■ **Data to use**:
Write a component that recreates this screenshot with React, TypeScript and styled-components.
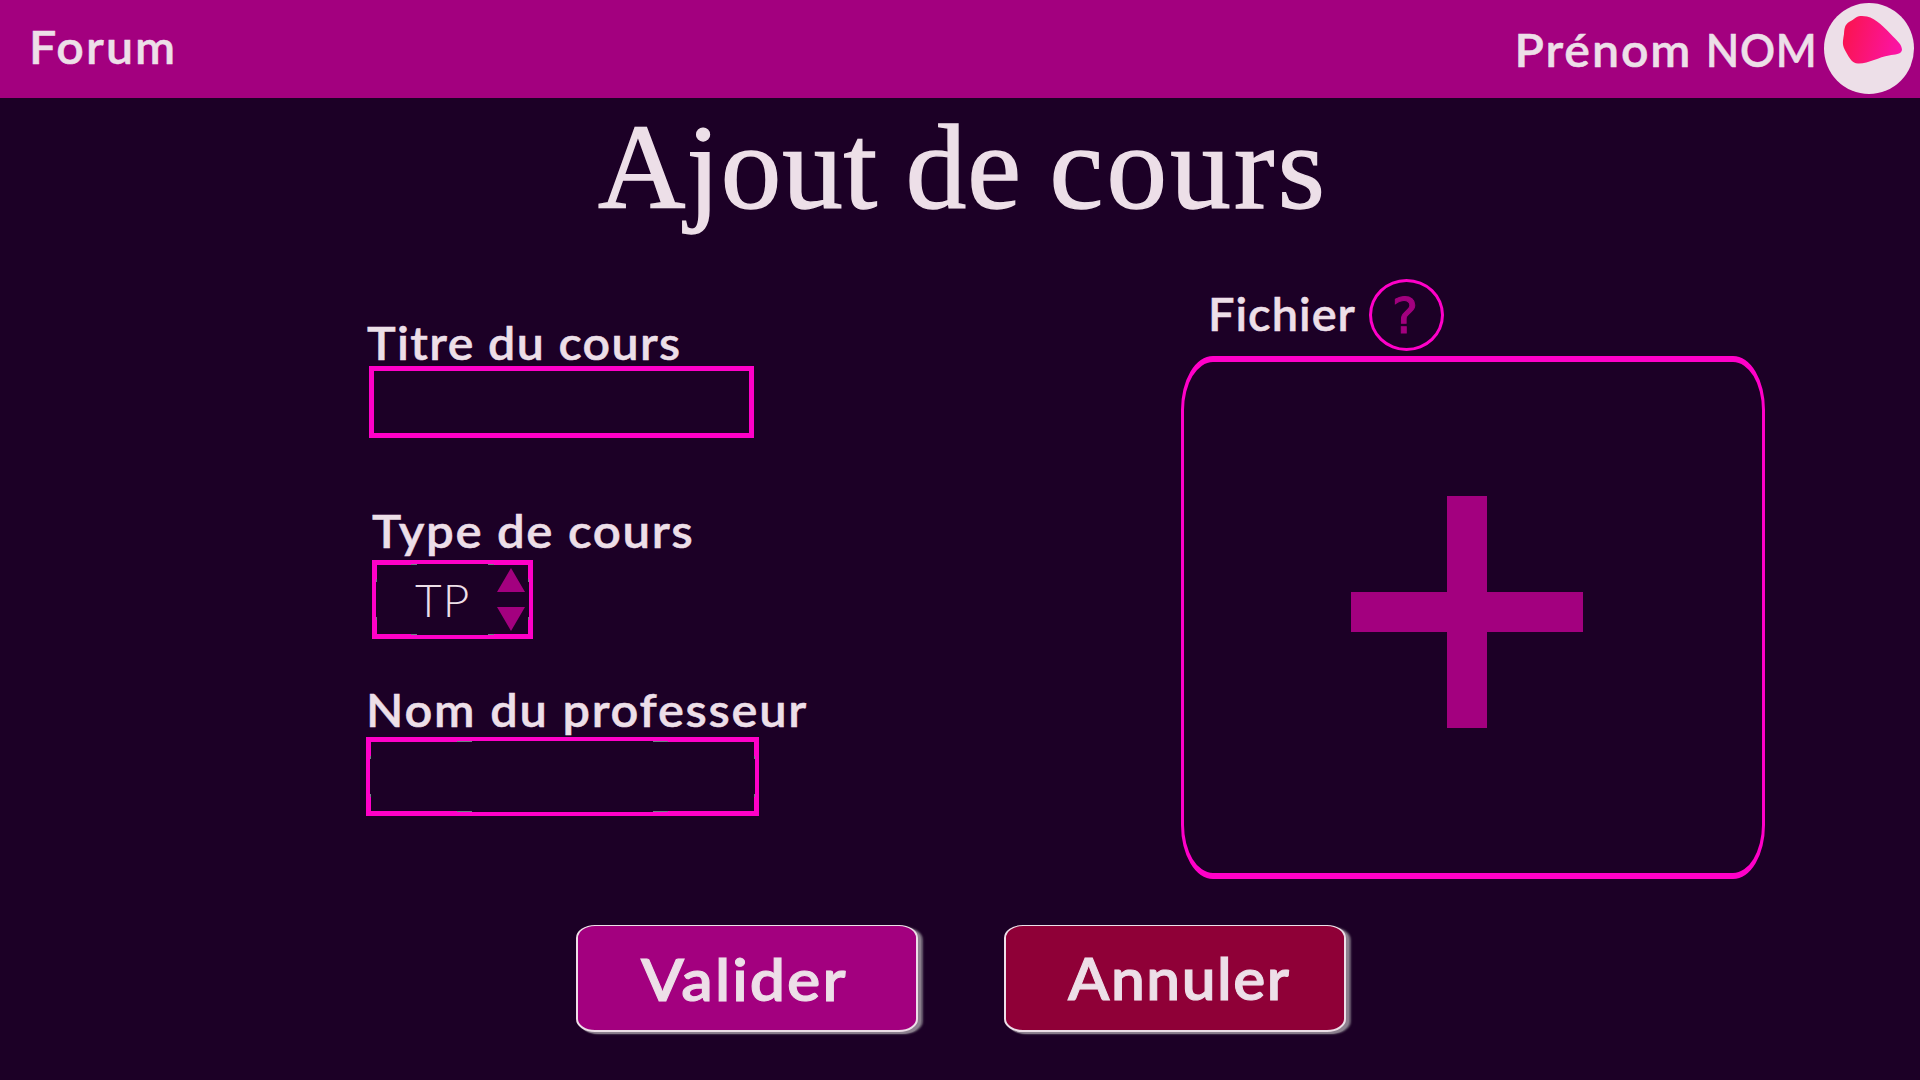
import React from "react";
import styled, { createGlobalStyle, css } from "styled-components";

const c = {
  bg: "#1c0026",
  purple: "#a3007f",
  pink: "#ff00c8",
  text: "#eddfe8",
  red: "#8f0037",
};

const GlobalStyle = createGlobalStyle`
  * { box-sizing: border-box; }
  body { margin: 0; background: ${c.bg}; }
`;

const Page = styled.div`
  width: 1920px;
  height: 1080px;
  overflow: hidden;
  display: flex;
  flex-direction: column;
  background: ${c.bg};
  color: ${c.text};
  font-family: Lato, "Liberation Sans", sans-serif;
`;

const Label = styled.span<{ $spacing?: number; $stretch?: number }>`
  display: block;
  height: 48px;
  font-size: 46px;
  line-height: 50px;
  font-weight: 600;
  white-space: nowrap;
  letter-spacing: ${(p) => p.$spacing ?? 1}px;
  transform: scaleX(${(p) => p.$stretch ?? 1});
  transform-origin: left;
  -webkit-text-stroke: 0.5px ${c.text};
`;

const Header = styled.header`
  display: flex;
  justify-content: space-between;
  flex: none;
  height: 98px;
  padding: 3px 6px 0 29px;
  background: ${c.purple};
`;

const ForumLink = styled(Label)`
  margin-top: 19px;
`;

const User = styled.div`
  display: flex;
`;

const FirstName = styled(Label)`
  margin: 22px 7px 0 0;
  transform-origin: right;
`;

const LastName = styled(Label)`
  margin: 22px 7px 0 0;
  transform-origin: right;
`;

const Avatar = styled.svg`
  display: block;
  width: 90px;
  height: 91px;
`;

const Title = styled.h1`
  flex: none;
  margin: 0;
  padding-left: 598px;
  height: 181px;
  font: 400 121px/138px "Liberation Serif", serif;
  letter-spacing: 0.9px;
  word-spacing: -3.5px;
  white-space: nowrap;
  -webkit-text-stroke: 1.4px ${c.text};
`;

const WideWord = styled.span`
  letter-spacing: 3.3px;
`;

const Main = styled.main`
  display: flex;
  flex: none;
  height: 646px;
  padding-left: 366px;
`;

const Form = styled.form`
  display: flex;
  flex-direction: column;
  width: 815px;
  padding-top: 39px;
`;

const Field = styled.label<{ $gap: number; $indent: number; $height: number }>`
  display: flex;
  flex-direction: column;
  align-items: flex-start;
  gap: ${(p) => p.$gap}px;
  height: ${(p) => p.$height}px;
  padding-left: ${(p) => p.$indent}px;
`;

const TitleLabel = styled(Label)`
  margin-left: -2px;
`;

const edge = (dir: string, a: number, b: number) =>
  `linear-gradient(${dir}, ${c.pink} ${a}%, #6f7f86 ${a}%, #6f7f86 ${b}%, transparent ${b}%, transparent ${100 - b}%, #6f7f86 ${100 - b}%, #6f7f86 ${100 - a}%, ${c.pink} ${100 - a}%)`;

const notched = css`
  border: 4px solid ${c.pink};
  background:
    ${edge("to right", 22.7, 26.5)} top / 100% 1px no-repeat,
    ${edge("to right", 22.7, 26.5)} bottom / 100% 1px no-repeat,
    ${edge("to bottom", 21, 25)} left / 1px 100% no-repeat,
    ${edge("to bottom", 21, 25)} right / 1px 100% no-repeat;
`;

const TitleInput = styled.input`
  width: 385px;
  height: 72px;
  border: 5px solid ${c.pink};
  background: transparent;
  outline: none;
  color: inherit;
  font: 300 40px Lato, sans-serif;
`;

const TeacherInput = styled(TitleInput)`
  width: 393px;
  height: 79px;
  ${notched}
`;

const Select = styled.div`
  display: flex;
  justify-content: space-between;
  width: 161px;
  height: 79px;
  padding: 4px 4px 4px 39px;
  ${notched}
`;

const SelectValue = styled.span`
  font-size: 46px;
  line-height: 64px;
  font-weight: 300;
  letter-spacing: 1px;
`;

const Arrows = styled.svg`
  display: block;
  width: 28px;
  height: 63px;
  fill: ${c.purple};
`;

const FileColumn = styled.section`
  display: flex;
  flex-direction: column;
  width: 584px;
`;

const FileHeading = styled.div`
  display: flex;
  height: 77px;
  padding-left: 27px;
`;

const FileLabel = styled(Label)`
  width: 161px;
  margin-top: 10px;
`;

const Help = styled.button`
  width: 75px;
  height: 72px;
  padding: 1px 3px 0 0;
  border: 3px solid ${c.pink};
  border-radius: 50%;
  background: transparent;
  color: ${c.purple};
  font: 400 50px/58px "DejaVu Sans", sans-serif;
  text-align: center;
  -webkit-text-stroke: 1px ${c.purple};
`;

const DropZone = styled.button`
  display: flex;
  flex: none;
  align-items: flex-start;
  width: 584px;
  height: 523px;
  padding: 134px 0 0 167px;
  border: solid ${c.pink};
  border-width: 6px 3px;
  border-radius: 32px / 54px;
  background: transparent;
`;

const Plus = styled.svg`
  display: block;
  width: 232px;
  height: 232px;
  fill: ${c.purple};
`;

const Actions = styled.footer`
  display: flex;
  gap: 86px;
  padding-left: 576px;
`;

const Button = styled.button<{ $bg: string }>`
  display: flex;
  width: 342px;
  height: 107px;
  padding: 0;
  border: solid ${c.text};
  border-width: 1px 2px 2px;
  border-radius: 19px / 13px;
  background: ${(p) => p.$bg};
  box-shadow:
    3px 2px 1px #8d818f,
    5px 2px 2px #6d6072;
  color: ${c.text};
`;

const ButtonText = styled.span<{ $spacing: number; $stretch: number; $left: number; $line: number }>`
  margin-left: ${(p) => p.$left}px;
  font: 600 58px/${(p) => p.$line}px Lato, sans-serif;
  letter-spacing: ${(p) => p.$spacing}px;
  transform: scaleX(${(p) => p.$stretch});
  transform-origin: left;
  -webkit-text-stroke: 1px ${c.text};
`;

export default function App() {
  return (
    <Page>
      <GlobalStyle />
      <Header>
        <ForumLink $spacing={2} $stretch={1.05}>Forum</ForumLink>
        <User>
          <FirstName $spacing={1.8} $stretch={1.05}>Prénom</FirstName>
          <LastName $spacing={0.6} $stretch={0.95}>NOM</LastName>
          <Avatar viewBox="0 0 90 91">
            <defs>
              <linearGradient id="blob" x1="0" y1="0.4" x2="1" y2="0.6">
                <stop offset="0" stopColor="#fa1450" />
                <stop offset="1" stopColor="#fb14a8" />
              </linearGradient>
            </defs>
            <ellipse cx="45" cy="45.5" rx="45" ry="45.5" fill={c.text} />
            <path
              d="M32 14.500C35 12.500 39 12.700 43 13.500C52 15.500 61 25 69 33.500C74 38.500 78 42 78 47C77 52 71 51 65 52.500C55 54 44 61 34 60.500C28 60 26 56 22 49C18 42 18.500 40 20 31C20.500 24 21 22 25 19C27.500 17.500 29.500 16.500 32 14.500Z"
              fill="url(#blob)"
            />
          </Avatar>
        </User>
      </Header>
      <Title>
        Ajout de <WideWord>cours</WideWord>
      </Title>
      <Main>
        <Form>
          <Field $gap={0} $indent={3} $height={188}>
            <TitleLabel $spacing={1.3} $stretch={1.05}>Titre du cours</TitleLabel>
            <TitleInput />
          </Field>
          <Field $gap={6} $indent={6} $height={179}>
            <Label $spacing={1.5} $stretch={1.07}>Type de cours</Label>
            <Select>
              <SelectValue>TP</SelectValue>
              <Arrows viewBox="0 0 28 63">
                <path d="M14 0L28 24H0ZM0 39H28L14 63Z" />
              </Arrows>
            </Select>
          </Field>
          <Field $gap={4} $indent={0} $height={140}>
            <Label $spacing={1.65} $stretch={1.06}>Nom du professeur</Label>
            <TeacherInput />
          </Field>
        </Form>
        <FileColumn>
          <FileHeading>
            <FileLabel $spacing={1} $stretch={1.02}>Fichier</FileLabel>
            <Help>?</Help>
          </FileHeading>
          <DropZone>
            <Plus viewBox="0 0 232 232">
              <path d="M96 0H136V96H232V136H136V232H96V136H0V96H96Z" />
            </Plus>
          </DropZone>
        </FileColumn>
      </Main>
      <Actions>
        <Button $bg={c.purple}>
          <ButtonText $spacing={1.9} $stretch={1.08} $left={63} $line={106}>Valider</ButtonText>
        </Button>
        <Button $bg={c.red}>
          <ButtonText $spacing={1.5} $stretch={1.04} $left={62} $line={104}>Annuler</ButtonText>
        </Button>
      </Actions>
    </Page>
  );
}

...

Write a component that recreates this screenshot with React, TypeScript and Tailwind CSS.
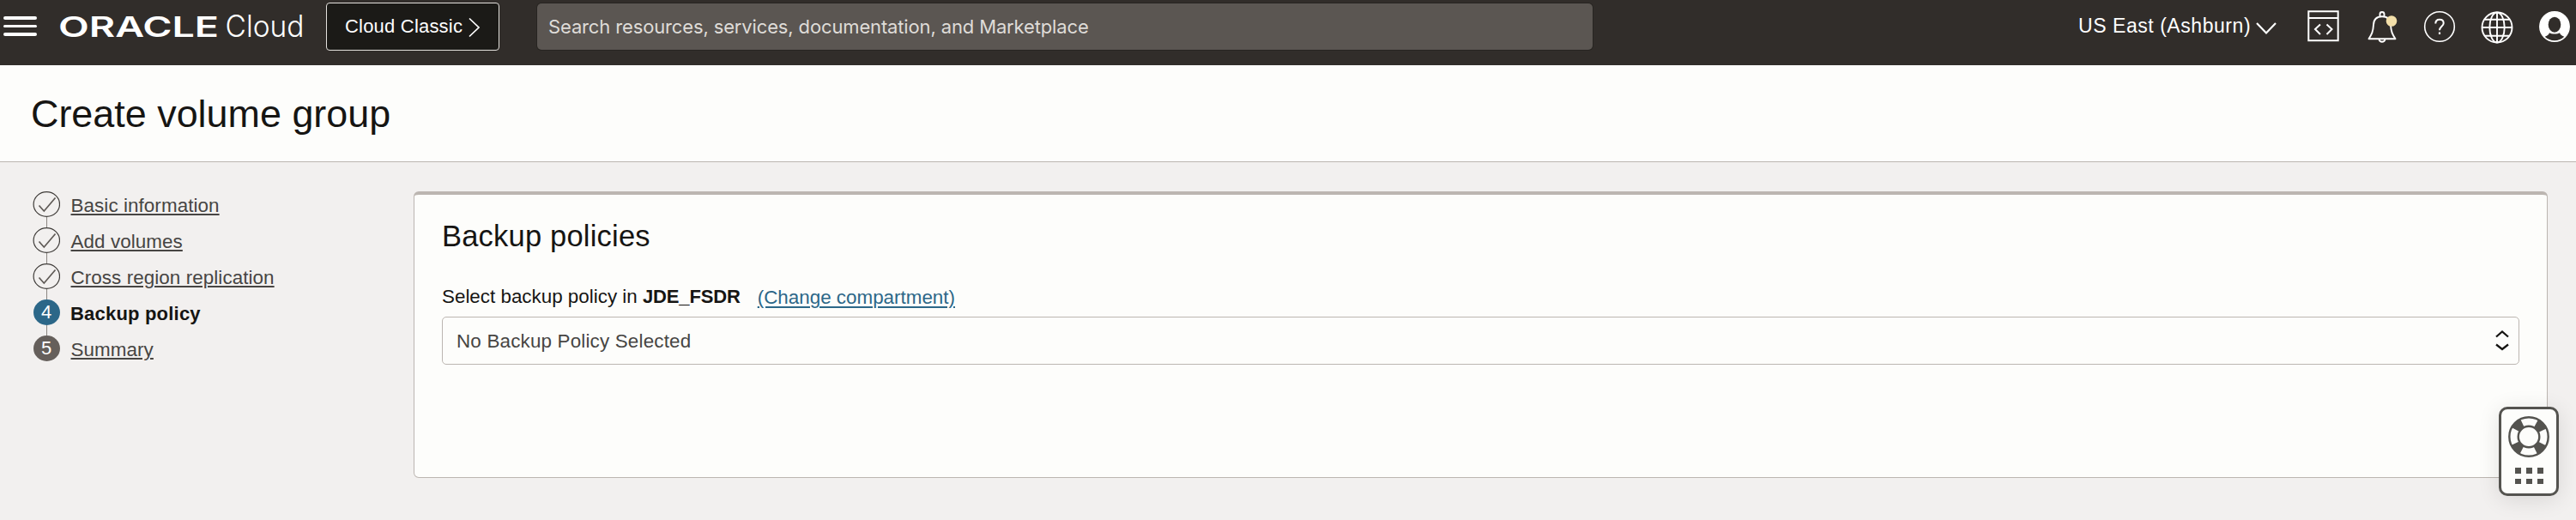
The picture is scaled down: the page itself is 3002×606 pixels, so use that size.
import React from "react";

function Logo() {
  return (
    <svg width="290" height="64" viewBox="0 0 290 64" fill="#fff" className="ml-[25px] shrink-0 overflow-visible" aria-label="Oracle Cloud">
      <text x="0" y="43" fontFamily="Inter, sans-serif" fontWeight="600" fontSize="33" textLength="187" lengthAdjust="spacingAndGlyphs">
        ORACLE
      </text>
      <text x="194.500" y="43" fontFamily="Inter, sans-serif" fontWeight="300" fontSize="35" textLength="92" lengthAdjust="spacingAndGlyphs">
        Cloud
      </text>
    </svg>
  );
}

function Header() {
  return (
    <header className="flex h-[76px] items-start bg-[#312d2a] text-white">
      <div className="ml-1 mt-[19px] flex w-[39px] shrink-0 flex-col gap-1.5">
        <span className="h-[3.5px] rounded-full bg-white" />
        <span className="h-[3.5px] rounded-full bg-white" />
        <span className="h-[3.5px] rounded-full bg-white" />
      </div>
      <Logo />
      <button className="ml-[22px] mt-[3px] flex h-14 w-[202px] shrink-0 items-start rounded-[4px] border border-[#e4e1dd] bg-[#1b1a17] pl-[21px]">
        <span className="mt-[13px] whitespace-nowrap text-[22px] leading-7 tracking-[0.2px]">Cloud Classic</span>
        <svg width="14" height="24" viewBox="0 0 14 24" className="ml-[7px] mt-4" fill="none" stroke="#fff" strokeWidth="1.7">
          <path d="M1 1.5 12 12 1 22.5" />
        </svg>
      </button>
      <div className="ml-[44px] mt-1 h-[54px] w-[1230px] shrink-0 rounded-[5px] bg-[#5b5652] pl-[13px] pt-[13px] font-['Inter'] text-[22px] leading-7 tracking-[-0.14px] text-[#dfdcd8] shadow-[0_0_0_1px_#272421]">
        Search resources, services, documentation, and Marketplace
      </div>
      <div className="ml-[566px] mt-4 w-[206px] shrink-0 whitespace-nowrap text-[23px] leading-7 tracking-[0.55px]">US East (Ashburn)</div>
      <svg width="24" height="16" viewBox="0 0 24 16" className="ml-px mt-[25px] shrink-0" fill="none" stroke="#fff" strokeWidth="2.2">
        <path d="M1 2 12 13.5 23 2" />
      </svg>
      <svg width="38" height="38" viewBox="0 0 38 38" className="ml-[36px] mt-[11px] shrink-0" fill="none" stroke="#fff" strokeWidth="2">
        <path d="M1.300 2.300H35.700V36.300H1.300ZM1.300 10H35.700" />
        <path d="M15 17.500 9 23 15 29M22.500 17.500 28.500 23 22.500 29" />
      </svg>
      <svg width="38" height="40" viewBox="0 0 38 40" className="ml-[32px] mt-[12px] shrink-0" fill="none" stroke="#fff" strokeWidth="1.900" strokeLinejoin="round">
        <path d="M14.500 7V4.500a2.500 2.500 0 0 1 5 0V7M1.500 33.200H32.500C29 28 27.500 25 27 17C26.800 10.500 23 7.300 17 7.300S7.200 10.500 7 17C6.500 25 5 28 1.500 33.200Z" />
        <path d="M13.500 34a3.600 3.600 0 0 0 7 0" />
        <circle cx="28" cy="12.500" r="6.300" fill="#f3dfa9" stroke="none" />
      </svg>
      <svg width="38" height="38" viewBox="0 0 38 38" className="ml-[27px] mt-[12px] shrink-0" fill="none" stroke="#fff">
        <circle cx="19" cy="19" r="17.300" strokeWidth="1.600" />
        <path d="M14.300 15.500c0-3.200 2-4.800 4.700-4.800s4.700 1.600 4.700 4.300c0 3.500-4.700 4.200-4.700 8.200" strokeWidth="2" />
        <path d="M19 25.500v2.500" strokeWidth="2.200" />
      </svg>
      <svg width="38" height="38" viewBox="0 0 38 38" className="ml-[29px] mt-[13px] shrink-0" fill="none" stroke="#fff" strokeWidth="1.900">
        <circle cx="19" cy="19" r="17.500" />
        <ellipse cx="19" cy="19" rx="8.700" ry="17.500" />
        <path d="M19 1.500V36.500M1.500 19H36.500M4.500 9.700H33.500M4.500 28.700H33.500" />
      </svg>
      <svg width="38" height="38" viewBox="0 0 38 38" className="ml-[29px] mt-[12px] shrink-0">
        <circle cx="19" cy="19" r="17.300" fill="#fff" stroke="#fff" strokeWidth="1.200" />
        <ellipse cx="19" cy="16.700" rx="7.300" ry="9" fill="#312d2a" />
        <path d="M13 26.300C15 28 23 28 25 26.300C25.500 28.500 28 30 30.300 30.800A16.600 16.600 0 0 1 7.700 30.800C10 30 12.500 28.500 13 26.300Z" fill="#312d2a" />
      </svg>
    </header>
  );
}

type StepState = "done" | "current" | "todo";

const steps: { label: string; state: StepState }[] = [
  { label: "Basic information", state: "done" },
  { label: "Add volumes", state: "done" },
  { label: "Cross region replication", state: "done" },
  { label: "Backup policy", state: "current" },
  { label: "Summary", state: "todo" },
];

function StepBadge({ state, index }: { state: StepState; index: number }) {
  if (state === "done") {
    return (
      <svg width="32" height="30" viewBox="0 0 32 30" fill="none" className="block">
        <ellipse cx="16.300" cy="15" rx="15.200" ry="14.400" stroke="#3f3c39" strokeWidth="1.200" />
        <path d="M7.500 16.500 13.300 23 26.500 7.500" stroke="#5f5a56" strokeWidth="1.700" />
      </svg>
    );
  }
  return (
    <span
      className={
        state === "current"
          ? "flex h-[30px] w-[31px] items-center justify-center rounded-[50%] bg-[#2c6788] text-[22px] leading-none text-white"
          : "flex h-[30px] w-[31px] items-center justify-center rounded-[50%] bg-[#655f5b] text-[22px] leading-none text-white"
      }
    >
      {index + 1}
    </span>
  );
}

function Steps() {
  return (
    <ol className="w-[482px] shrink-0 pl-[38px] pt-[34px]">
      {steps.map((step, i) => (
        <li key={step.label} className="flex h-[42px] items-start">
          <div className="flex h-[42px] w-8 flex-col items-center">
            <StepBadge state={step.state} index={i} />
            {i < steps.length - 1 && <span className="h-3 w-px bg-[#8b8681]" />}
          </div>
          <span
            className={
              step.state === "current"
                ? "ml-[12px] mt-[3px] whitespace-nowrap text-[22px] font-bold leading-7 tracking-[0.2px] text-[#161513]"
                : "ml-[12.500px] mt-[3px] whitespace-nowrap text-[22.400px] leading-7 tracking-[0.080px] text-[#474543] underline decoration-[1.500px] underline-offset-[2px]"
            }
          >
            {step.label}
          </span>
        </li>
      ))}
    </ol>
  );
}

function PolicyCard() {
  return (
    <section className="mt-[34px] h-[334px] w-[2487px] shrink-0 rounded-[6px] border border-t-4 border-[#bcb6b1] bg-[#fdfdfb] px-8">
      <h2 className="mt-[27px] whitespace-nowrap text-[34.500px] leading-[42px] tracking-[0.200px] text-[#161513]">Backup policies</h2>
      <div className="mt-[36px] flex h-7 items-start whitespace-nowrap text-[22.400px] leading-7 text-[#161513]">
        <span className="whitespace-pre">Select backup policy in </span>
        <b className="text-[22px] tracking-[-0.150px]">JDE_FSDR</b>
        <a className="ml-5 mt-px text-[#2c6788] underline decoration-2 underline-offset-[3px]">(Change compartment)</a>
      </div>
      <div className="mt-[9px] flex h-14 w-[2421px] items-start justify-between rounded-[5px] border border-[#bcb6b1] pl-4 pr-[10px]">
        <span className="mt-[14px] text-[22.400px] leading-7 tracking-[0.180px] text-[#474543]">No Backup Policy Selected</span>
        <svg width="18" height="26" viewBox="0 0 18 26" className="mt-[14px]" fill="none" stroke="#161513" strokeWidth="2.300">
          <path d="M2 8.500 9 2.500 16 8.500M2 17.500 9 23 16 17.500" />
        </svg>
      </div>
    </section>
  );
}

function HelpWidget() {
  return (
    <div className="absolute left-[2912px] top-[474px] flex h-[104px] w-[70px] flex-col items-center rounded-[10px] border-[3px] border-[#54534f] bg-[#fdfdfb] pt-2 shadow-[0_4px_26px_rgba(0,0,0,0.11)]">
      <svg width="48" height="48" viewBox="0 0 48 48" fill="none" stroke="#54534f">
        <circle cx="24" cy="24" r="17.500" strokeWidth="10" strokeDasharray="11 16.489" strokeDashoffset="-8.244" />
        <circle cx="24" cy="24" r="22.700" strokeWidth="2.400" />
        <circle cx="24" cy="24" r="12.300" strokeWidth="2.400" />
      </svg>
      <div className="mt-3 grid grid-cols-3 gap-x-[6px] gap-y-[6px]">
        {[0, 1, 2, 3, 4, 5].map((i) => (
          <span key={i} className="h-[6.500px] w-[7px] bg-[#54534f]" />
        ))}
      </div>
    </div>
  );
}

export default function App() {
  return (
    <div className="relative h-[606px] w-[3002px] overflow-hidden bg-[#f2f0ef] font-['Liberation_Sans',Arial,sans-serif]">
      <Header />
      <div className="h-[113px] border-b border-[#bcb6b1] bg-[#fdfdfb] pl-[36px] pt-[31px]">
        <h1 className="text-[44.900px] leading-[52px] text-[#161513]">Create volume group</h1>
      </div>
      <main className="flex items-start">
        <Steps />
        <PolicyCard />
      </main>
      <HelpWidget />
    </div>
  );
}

■ **Task details**:
Pull out every line containing "React".

■ **Worked solution**:
Write a component that recreates this screenshot with React, TypeScript and styled-components.
import React from "react";
Write a component that recreates this screenshot with React, TypeScript and Tailwind CSS.
import React from "react";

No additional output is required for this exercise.